# Prompt:
Your answer should be a single number: the count of lines that include "index".

------------------------------

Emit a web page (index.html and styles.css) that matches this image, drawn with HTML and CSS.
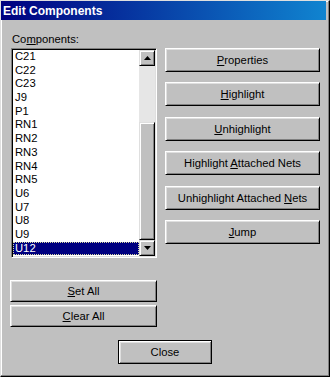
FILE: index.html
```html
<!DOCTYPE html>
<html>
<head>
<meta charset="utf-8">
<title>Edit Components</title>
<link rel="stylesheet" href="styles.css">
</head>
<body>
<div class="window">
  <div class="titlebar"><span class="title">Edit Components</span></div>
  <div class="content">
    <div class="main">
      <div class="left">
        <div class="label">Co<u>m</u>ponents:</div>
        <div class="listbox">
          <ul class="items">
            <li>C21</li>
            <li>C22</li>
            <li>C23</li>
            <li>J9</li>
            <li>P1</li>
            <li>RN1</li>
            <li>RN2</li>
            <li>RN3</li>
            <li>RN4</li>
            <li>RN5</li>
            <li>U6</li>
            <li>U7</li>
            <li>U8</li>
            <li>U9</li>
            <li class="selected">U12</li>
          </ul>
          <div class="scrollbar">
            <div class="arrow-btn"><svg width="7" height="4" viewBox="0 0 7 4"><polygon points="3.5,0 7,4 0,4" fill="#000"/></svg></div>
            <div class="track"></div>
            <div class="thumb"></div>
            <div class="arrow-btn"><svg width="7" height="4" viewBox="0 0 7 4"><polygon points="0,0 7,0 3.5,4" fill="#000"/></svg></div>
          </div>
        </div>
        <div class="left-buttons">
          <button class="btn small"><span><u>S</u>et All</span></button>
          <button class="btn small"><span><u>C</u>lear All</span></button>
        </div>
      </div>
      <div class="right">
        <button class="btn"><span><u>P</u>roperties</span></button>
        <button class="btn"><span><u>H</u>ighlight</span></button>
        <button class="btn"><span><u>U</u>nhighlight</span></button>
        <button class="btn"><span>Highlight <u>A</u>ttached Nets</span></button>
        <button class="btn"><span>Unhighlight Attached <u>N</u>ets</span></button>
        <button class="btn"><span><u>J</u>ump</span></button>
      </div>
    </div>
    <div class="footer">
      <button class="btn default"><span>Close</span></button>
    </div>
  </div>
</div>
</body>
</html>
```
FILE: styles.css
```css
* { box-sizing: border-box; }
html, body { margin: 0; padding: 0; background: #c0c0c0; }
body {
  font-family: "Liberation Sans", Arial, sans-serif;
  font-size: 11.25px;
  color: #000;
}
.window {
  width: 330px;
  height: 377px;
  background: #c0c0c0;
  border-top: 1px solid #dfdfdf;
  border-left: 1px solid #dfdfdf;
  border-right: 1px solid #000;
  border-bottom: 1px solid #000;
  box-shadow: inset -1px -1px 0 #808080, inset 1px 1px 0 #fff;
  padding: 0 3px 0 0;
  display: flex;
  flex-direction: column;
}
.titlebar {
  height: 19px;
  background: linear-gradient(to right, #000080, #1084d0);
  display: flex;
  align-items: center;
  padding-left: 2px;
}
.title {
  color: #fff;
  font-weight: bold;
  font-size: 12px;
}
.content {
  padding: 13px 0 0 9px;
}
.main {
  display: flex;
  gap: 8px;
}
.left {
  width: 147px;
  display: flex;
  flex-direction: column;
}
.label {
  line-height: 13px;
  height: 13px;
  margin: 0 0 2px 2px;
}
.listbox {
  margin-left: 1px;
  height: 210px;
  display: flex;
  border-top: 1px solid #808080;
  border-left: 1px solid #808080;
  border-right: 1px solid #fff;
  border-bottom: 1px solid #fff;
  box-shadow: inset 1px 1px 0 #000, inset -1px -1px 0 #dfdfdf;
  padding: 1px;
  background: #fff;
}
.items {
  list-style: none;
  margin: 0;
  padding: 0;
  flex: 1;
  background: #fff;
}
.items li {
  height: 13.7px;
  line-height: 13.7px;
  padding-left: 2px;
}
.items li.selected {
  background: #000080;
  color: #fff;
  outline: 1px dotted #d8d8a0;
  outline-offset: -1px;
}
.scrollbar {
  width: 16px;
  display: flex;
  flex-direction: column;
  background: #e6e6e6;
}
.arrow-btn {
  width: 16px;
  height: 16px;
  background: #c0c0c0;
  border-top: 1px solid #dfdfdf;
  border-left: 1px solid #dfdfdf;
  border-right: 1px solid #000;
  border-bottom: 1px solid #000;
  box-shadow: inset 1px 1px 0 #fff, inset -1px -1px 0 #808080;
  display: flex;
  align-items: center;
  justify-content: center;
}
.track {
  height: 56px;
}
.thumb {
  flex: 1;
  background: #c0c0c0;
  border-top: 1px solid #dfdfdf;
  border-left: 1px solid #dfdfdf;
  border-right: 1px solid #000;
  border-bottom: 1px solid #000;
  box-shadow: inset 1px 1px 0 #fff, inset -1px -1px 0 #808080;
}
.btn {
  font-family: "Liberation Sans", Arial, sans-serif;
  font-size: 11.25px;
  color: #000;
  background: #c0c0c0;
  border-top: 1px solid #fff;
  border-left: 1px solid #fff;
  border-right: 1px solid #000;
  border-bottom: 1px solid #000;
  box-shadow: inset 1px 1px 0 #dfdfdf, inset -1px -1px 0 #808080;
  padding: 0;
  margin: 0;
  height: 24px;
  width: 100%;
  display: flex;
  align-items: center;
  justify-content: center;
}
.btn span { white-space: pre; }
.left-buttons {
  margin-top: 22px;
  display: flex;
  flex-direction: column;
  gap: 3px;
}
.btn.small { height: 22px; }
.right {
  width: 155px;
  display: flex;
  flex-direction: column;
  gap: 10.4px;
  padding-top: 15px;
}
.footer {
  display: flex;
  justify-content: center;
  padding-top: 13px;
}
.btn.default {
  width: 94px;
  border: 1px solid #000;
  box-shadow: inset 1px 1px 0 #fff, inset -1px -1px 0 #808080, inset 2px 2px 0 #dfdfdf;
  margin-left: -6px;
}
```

------------------------------

# Complete output:
2